To ease the disruption caused by moving away from quantum-vulnerable cryptographic code, NIST has released a draft document describing the first steps of that journey.
To ease the migration from public-key cryptographic algorithms to quantum-resistant algorithms, the National Institute of Standards and Technology’s National Cybersecurity Center of Excellence (NCCOE) has released a draft document describing migration challenges and approaches for facilitating that migration.
NIST has been working to evaluate and select post-quantum encryption algorithms since 2016, and the migration process is also expected to be a lengthy process. Because nothing can protect hardware, software, applications or data from a quantum-enabled adversary, encryption keys and data will require re-encrypting with a quantum-resistant algorithm and deleting or physically securing copies and backups. What’s more, replacing cryptographic algorithms requires all system components -- protocols, schemes and infrastructures -- be ready to process the new encryption scheme. As a result, NIST said, “algorithm replacement can be extremely disruptive and often takes decades to complete.”

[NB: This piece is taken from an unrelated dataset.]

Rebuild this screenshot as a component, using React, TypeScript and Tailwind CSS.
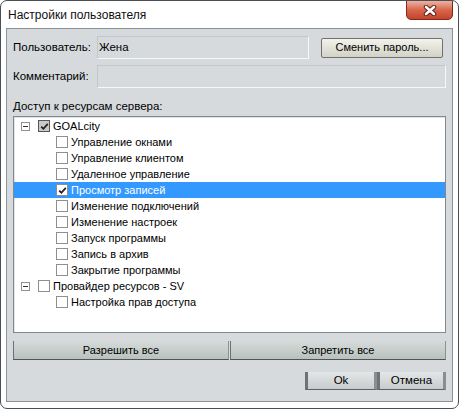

To get a head start on executing a migration roadmap, NIST has outlined five implementation scenarios that aim to identify quantum-vulnerable cryptographic code, prioritize the replacement of that code and address remediating deficiencies based on security controls’ dependence on quantum-vulnerable cryptography. All scenarios address enterprise data center environments, including on-premises data centers and data hosted in public and hybrid clouds by owners or third-party providers.
- Scenario 1: Discovering the FIPS-140-validated hardware and software modules present in the enterprise that employ quantum-vulnerable public-key cryptography, identifying priorities for replacement based on a documented risk assessment and developing a migration strategy for each component.
- Scenario 2: Identifying the cryptographic libraries that are commonly used for quantum-vulnerable algorithms and those that might support one of NIST’s selected quantum-resistant algorithms.
- Scenario 3: Finding and selecting sample cryptographic applications that use quantum-vulnerable public-key cryptography, prioritizing them by risk and the number of affected systems and processes and identifying the candidate replacement algorithms or compensating controls, if they exists.
- Scenario 4: Identifying quantum-vulnerable code in computing platforms, including operating systems, access control utilities, cryptographic integrity applications and identity and access management applications as well as investigating the projected impact of mitigation options.
- Scenario 5: Finding and prioritizing the quantum-vulnerable cryptographic algorithms used in communication protocols leveraged by critical infrastructure sectors and suggesting possible replacements.
Organizations collaborating with NIST on this project will be able to install and test discovery tools and quantum-resistant components in an enterprise environment – featuring physical, virtualized and containerized workloads -- hosted by NCCoE’s post quantum cryptography laboratory. The lab’s high-level architecture will connect to external sites and cloud resources hosted by the collaborators so the partners can install operate their discovery tools remotely via virtual private network. Conversely, lab staff can use the tools to discover quantum-vulnerable software in remote sites.
Comments on the draft report are due July 7.